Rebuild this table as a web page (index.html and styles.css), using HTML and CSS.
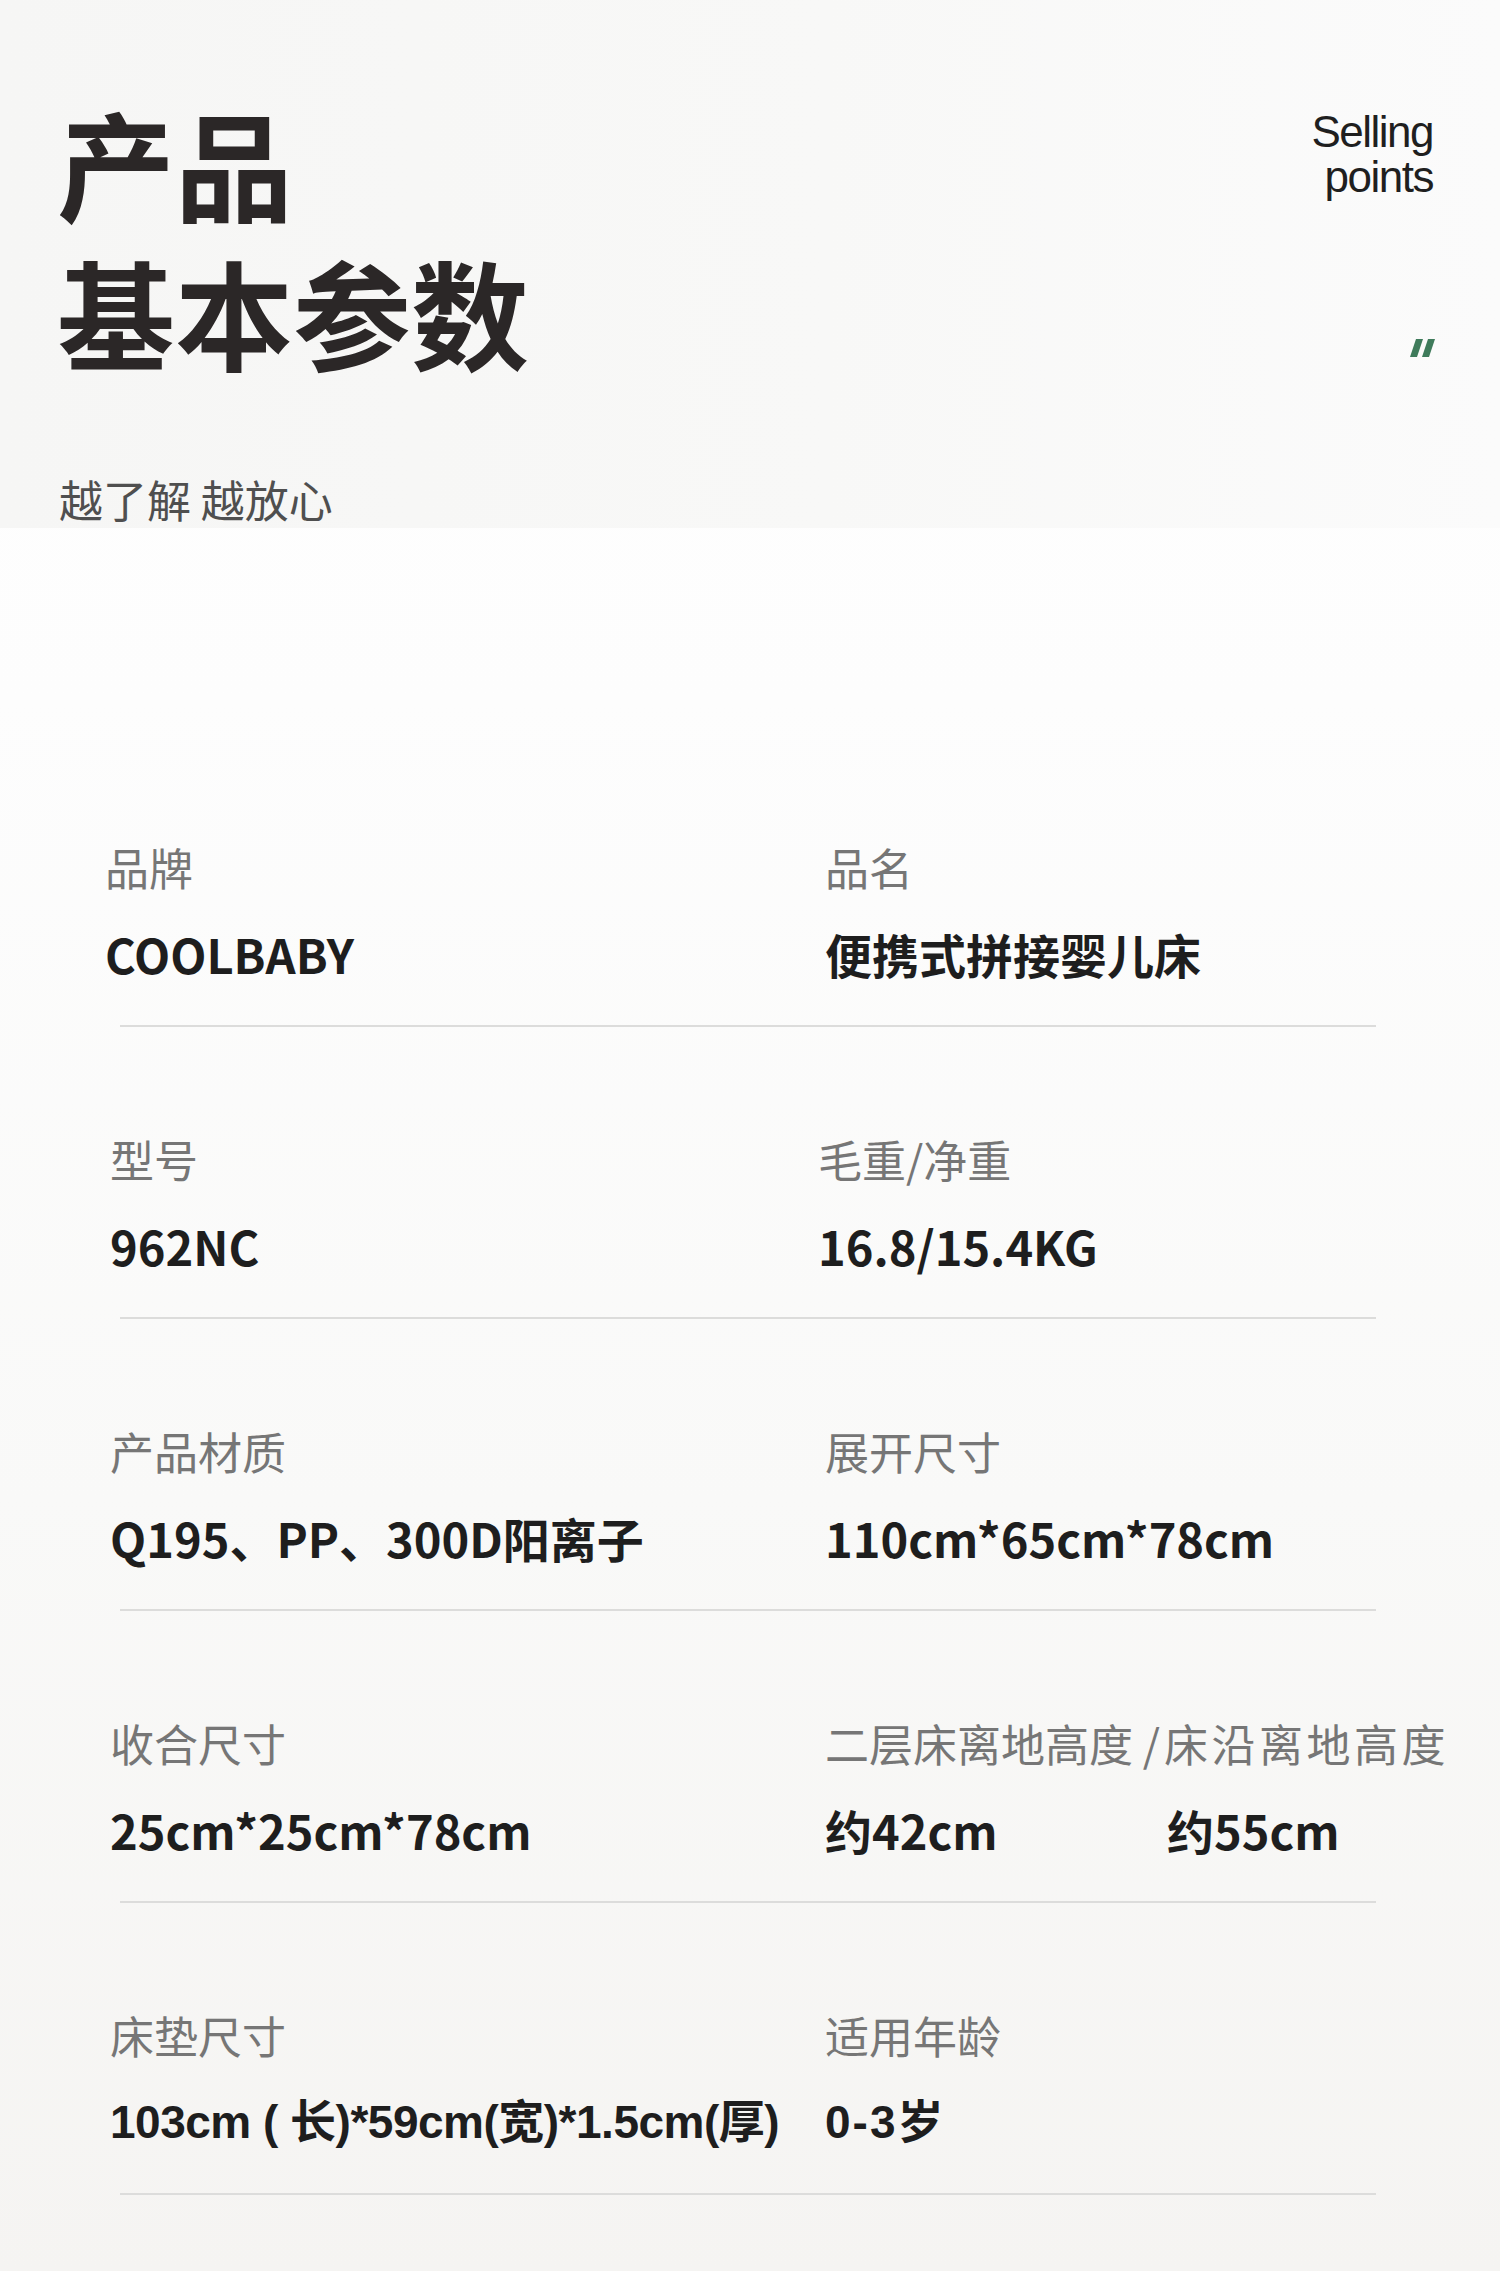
FILE: index.html
```html
<!DOCTYPE html>
<html lang="zh-CN">
<head>
<meta charset="utf-8">
<title>产品基本参数</title>
<link rel="stylesheet" href="styles.css">
</head>
<body>
<div class="page">
  <header class="hero">
    <div class="hero-left">
      <h1 class="title"><span class="title-line">产品</span><span class="title-line">基本参数</span></h1>
      <p class="subtitle">越了解 越放心</p>
    </div>
    <div class="hero-right">
      <p class="en">Selling<br>points</p>
      <svg class="quote" width="26" height="18" viewBox="0 0 26 18" aria-hidden="true">
        <polygon points="7,0 14,0 8,18 1,18" fill="#3f7b5b"/>
        <polygon points="19,0 26,0 20,18 13,18" fill="#3f7b5b"/>
      </svg>
    </div>
  </header>

  <section class="specs">
    <div class="row">
      <div class="cols">
        <div class="cell cell-first"><div class="label">品牌</div><div class="value">COOLBABY</div></div>
        <div class="cell"><div class="label">品名</div><div class="value">便携式拼接婴儿床</div></div>
      </div>
    </div>
    <div class="row">
      <div class="cols">
        <div class="cell"><div class="label">型号</div><div class="value">962NC</div></div>
        <div class="cell cell-shift"><div class="label">毛重/净重</div><div class="value">16.8/15.4KG</div></div>
      </div>
    </div>
    <div class="row">
      <div class="cols">
        <div class="cell"><div class="label">产品材质</div><div class="value">Q195、PP、300D阳离子</div></div>
        <div class="cell"><div class="label">展开尺寸</div><div class="value">110cm*65cm*78cm</div></div>
      </div>
    </div>
    <div class="row">
      <div class="cols">
        <div class="cell"><div class="label">收合尺寸</div><div class="value">25cm*25cm*78cm</div></div>
        <div class="cell"><div class="label">二层床离地高度 /<span class="spread">床沿离地高度</span></div><div class="value value-pair"><span class="pair-a">约42cm</span><span>约55cm</span></div></div>
      </div>
    </div>
    <div class="row">
      <div class="cols">
        <div class="cell"><div class="label">床垫尺寸</div><div class="value value-arial">103cm ( 长)*59cm(宽)*1.5cm(厚)</div></div>
        <div class="cell"><div class="label">适用年龄</div><div class="value value-arial value-age">0-3岁</div></div>
      </div>
    </div>
  </section>
</div>
</body>
</html>
```

FILE: styles.css
```css
html, body {
  margin: 0;
  padding: 0;
}

body {
  width: 1500px;
  font-family: "Noto Sans CJK SC", "Noto Sans", sans-serif;
  background: #f8f8f7;
}

.page {
  width: 1500px;
  min-height: 2271px;
  background: linear-gradient(to bottom, #ffffff 0px, #fdfdfd 700px, #f9f9f8 1500px, #f5f4f2 2271px);
  padding-bottom: 76px;
  box-sizing: border-box;
}

/* ---------- header ---------- */
.hero {
  height: 528px;
  box-sizing: border-box;
  padding: 87px 67px 0 57px;
  display: flex;
  justify-content: space-between;
  align-items: flex-start;
  background: linear-gradient(to right, #f6f6f5 0%, #f8f8f7 55%, #fbfbfb 100%);
}

.title {
  margin: 0;
  font-size: 118px;
  font-weight: 700;
  color: #2b2727;
}

.title-line {
  display: block;
  height: 149px;
  line-height: 149px;
}

.subtitle {
  margin: 85px 0 0 2px;
  font-size: 44px;
  line-height: 58px;
  font-weight: 400;
  color: #4f4f4f;
}

.hero-right {
  display: flex;
  flex-direction: column;
  align-items: flex-end;
  padding-top: 22px;
}

.en {
  margin: 0;
  font-family: "Liberation Sans", Arial, sans-serif;
  font-size: 44px;
  line-height: 45px;
  letter-spacing: -1.5px;
  color: #1f1f1f;
  text-align: right;
}

.quote {
  display: block;
  margin-top: 140px;
  margin-right: -2px;
}

/* ---------- spec table ---------- */
.specs {
  margin-top: 207px;
}

.row {
  padding-top: 102px;
}

.row::after {
  content: "";
  display: block;
  height: 2px;
  width: 1256px;
  margin: 41px 0 0 120px;
  background: #dcdcdb;
}

.cols {
  display: grid;
  grid-template-columns: 715px 1fr;
  padding-left: 110px;
}

.cell-first {
  margin-left: -5px;
}

.cell-shift {
  margin-left: -7px;
}

.label {
  font-size: 44px;
  line-height: 60px;
  color: #767676;
  font-weight: 400;
  white-space: nowrap;
}

.spread {
  letter-spacing: 3.5px;
  margin-left: 4px;
}

.value {
  margin-top: 27px;
  font-size: 47px;
  line-height: 60px;
  font-weight: 700;
  color: #1e1e1e;
  white-space: nowrap;
}

.value-pair {
  display: flex;
}

.pair-a {
  width: 342px;
}

.value-arial {
  font-family: "Liberation Sans", Arial, "Noto Sans CJK SC", sans-serif;
  font-size: 46px;
  letter-spacing: -0.5px;
}

.value-age {
  letter-spacing: 2px;
}
```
◇ ◇ ◇ ◇ ◇
• EXERCISE GOAL: Repeat the listing in full and exactly. Do not include any images.

• EXERCISE SOLUTION:
Rebuild this table as a web page (index.html and styles.css), using HTML and CSS.
FILE: index.html
```html
<!DOCTYPE html>
<html lang="zh-CN">
<head>
<meta charset="utf-8">
<title>产品基本参数</title>
<link rel="stylesheet" href="styles.css">
</head>
<body>
<div class="page">
  <header class="hero">
    <div class="hero-left">
      <h1 class="title"><span class="title-line">产品</span><span class="title-line">基本参数</span></h1>
      <p class="subtitle">越了解 越放心</p>
    </div>
    <div class="hero-right">
      <p class="en">Selling<br>points</p>
      <svg class="quote" width="26" height="18" viewBox="0 0 26 18" aria-hidden="true">
        <polygon points="7,0 14,0 8,18 1,18" fill="#3f7b5b"/>
        <polygon points="19,0 26,0 20,18 13,18" fill="#3f7b5b"/>
      </svg>
    </div>
  </header>

  <section class="specs">
    <div class="row">
      <div class="cols">
        <div class="cell cell-first"><div class="label">品牌</div><div class="value">COOLBABY</div></div>
        <div class="cell"><div class="label">品名</div><div class="value">便携式拼接婴儿床</div></div>
      </div>
    </div>
    <div class="row">
      <div class="cols">
        <div class="cell"><div class="label">型号</div><div class="value">962NC</div></div>
        <div class="cell cell-shift"><div class="label">毛重/净重</div><div class="value">16.8/15.4KG</div></div>
      </div>
    </div>
    <div class="row">
      <div class="cols">
        <div class="cell"><div class="label">产品材质</div><div class="value">Q195、PP、300D阳离子</div></div>
        <div class="cell"><div class="label">展开尺寸</div><div class="value">110cm*65cm*78cm</div></div>
      </div>
    </div>
    <div class="row">
      <div class="cols">
        <div class="cell"><div class="label">收合尺寸</div><div class="value">25cm*25cm*78cm</div></div>
        <div class="cell"><div class="label">二层床离地高度 /<span class="spread">床沿离地高度</span></div><div class="value value-pair"><span class="pair-a">约42cm</span><span>约55cm</span></div></div>
      </div>
    </div>
    <div class="row">
      <div class="cols">
        <div class="cell"><div class="label">床垫尺寸</div><div class="value value-arial">103cm ( 长)*59cm(宽)*1.5cm(厚)</div></div>
        <div class="cell"><div class="label">适用年龄</div><div class="value value-arial value-age">0-3岁</div></div>
      </div>
    </div>
  </section>
</div>
</body>
</html>
```

FILE: styles.css
```css
html, body {
  margin: 0;
  padding: 0;
}

body {
  width: 1500px;
  font-family: "Noto Sans CJK SC", "Noto Sans", sans-serif;
  background: #f8f8f7;
}

.page {
  width: 1500px;
  min-height: 2271px;
  background: linear-gradient(to bottom, #ffffff 0px, #fdfdfd 700px, #f9f9f8 1500px, #f5f4f2 2271px);
  padding-bottom: 76px;
  box-sizing: border-box;
}

/* ---------- header ---------- */
.hero {
  height: 528px;
  box-sizing: border-box;
  padding: 87px 67px 0 57px;
  display: flex;
  justify-content: space-between;
  align-items: flex-start;
  background: linear-gradient(to right, #f6f6f5 0%, #f8f8f7 55%, #fbfbfb 100%);
}

.title {
  margin: 0;
  font-size: 118px;
  font-weight: 700;
  color: #2b2727;
}

.title-line {
  display: block;
  height: 149px;
  line-height: 149px;
}

.subtitle {
  margin: 85px 0 0 2px;
  font-size: 44px;
  line-height: 58px;
  font-weight: 400;
  color: #4f4f4f;
}

.hero-right {
  display: flex;
  flex-direction: column;
  align-items: flex-end;
  padding-top: 22px;
}

.en {
  margin: 0;
  font-family: "Liberation Sans", Arial, sans-serif;
  font-size: 44px;
  line-height: 45px;
  letter-spacing: -1.5px;
  color: #1f1f1f;
  text-align: right;
}

.quote {
  display: block;
  margin-top: 140px;
  margin-right: -2px;
}

/* ---------- spec table ---------- */
.specs {
  margin-top: 207px;
}

.row {
  padding-top: 102px;
}

.row::after {
  content: "";
  display: block;
  height: 2px;
  width: 1256px;
  margin: 41px 0 0 120px;
  background: #dcdcdb;
}

.cols {
  display: grid;
  grid-template-columns: 715px 1fr;
  padding-left: 110px;
}

.cell-first {
  margin-left: -5px;
}

.cell-shift {
  margin-left: -7px;
}

.label {
  font-size: 44px;
  line-height: 60px;
  color: #767676;
  font-weight: 400;
  white-space: nowrap;
}

.spread {
  letter-spacing: 3.5px;
  margin-left: 4px;
}

.value {
  margin-top: 27px;
  font-size: 47px;
  line-height: 60px;
  font-weight: 700;
  color: #1e1e1e;
  white-space: nowrap;
}

.value-pair {
  display: flex;
}

.pair-a {
  width: 342px;
}

.value-arial {
  font-family: "Liberation Sans", Arial, "Noto Sans CJK SC", sans-serif;
  font-size: 46px;
  letter-spacing: -0.5px;
}

.value-age {
  letter-spacing: 2px;
}
```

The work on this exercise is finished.